The phenomenal consciousness conception of conscious experience constitutes the target of much research in the scientific study of consciousness. This page intends to distinguish different connotations of the term.
Meaning from phenomenology
Phenomenal consciousness in the sense of the philosophical discipline of phenomenology can arguably taken to refer to the totality of how experience reveals itself to an experiencing subject, to how the experiencing subject finds itself experiencing, to how the the world appears to him/her. In less loaded terminology, it could possibly be characterized as referring to the totality of impressions, feelings, thoughts, perceptions, etc. which an experiencing subject lives through at a particular instant of time.
Thus phenomenal consciousness refers to the way in which the world appears to us, i.e. the way in which we experience the world. This conception of phenomenal consciousness is in fact what is referred to as conscious experience in this wiki.

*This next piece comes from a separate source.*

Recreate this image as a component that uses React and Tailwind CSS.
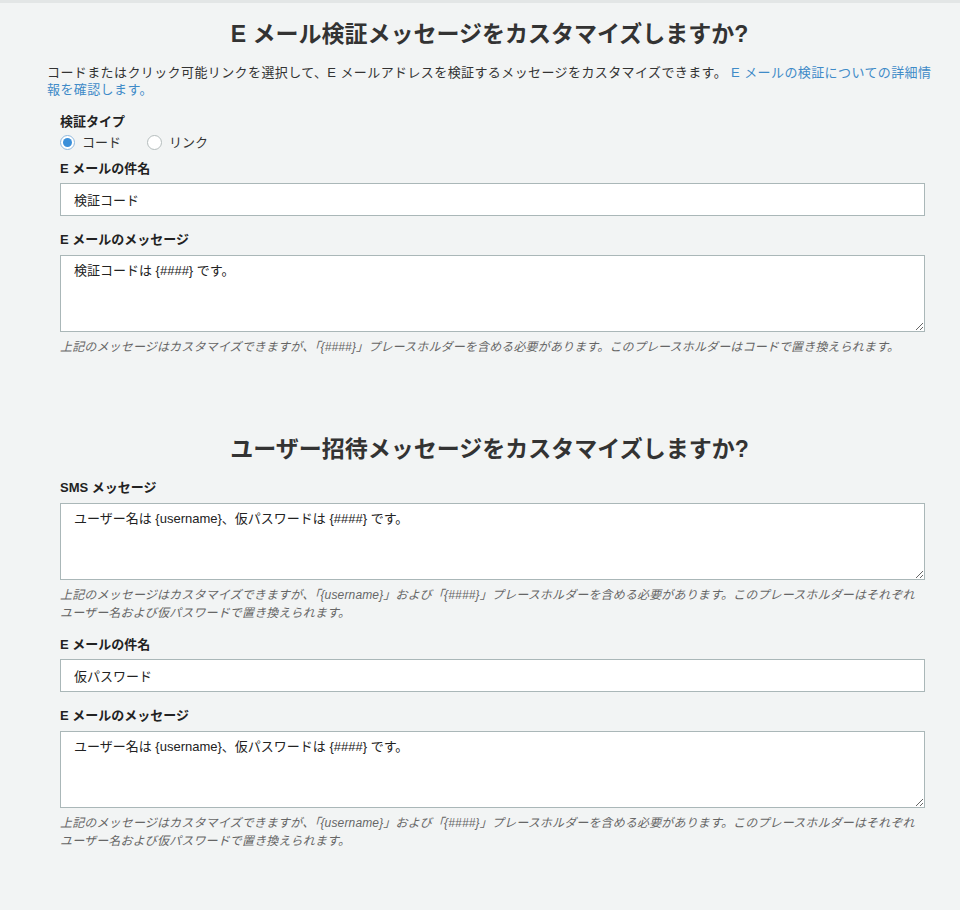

The above conceptualization has to be distinguished from Chalmers' use of this term in (Chalmers, 1996), where he defines phenomenal consciousness to refer to a conception of consciousness which does not have a function or structure, where "to have a function" is to have a causal role in the production of behaviour, and where the term "structure" is used in a spatio-temporal sense. Cf. Chalmers' axiomatization.
- Chalmers, David J. The conscious mind: In search of a fundamental theory. Oxford university press, 1996.